The situation today is no different to what it was then.” Almost everyone who
spoke drew a parallel with the past. The approval of the audience was palpable,
especially during the address of MK Arieh Eldad, whose father Israel Eldad, an
ultra right-wing nationalist, had been the Lehi ideologue and editor of its
publications.
Echoing Livnat’s statement that the time has not yet come
to disband the IDF, Eldad added: “I have bad news for you. The time has not yet
come to disband the Lehi.” Zionism was born as a solution to anti-Semitism in
the diaspora, said Eldad, with the understanding that the problem could not be
solved in the diaspora. “Yair understood that Zionism was not the panacea for
anti- Semitism, and he didn’t want the Land of Israel to be a haven.
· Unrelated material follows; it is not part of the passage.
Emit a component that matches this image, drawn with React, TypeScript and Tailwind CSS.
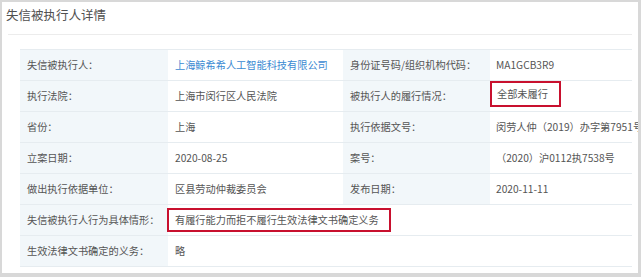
import React from 'react';

const font = { fontFamily: '"Microsoft YaHei", "Noto Sans CJK SC", "Noto Sans", sans-serif' };

function Label({ children }: { children: React.ReactNode }) {
  return (
    <div className="flex h-[31px] items-center border-b border-[#e6ecf0] bg-[#f2f7fa] pl-[7px] text-[10.2px] text-[#555]">
      {children}
    </div>
  );
}

function Value({ children, span = false }: { children: React.ReactNode; span?: boolean }) {
  return (
    <div
      className={`flex h-[31px] items-center whitespace-nowrap border-b border-[#e6ecf0] bg-white pl-[7px] text-[10.2px] text-[#555] ${
        span ? 'col-span-3' : ''
      }`}
    >
      {children}
    </div>
  );
}

export default function App() {
  return (
    <div
      className="h-[277px] w-[641px] overflow-hidden border-t-2 border-l-2 border-r-[3px] border-b-[4px] border-[#d8d8d8] bg-white"
      style={font}
    >
      <div className="flex h-[27px] items-center pl-[4px] text-[12.5px] text-[#505050]">失信被执行人详情</div>
      <div className="ml-[6px] mr-[6px] mt-[5px] border-t border-[#ececec]" />
      <div className="ml-[18px] mt-[14px] grid w-[612px] grid-cols-[148px_175px_147px_142px] border-t border-r border-[#e6ecf0]">
        <Label>失信被执行人：</Label>
        <Value>
          <span className="text-[#3b8ad2]">上海鲸希希人工智能科技有限公司</span>
        </Value>
        <Label>身份证号码/组织机构代码：</Label>
        <Value>
          <span className="-ml-[1px]">MA1GCB3R9</span>
        </Value>

        <Label>执行法院：</Label>
        <Value>上海市闵行区人民法院</Value>
        <Label>被执行人的履行情况：</Label>
        <div className="flex h-[31px] items-start border-b border-[#e6ecf0] bg-white">
          <div className="flex h-[26px] w-[71px] items-center border-2 border-[#c8102e] pl-[5px] text-[10.2px] text-[#555]">
            全部未履行
          </div>
        </div>

        <Label>省份：</Label>
        <Value>上海</Value>
        <Label>执行依据文号：</Label>
        <Value>
          <span className="-ml-[1px]">闵劳人仲（2019）办字第7951号</span>
        </Value>

        <Label>立案日期：</Label>
        <Value>2020-08-25</Value>
        <Label>案号：</Label>
        <Value>
          <span className="-ml-[1px]">（2020）沪0112执7538号</span>
        </Value>

        <Label>做出执行依据单位：</Label>
        <Value>区县劳动仲裁委员会</Value>
        <Label>发布日期：</Label>
        <Value>
          <span className="-ml-[1px]">2020-11-11</span>
        </Value>

        <Label>失信被执行人行为具体情形：</Label>
        <div className="col-span-3 flex h-[31px] items-center border-b border-[#e6ecf0] bg-white">
          <div className="-ml-[1px] flex h-[24px] w-[224px] items-center border-2 border-[#c8102e] pl-[6px] text-[10.2px] text-[#555]">
            有履行能力而拒不履行生效法律文书确定义务
          </div>
        </div>

        <Label>生效法律文书确定的义务：</Label>
        <Value span>略</Value>
      </div>
    </div>
  );
}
He wanted a
return of sovereign rule in the Jewish homeland.” Eldad questioned whether
Israel was indeed a haven, pointing out that more than 22,000 soldiers have paid
the supreme sacrifice, “and even now nuclear weapons are being produced for the
purpose of eradicating the Jews.”
Eldad who is opposed to a two-state
solution to the Israeli-Palestinian conflict, declared: “We can never
come to
terms with any foreign power ruling on our land, ruling us, supervising
us,
fighting for us, or treating us as victims.
Allowing the Palestinians to
establish a state is tantamount to saying that the land does not belong
to us.
Anyone who agrees to a Palestinian state cannot be considered a fighter
for the
freedom of Israel.”
Eldad justified the assassination by Lehi in
September 1948 of Swedish diplomat Count Folk Bernadotte, the United
Nations
mediator between the Arabs and the Jews saying, “Count Bernadotte wanted
to
internationalize Jerusalem. In response the Lehi killed him. With his
death, the
concept of taking Jerusalem away from the Jewish people died with
him.”
The heroism of the Lehi is not just a myth or a legend, he
continued. “It’s a vision which we have yet to complete.”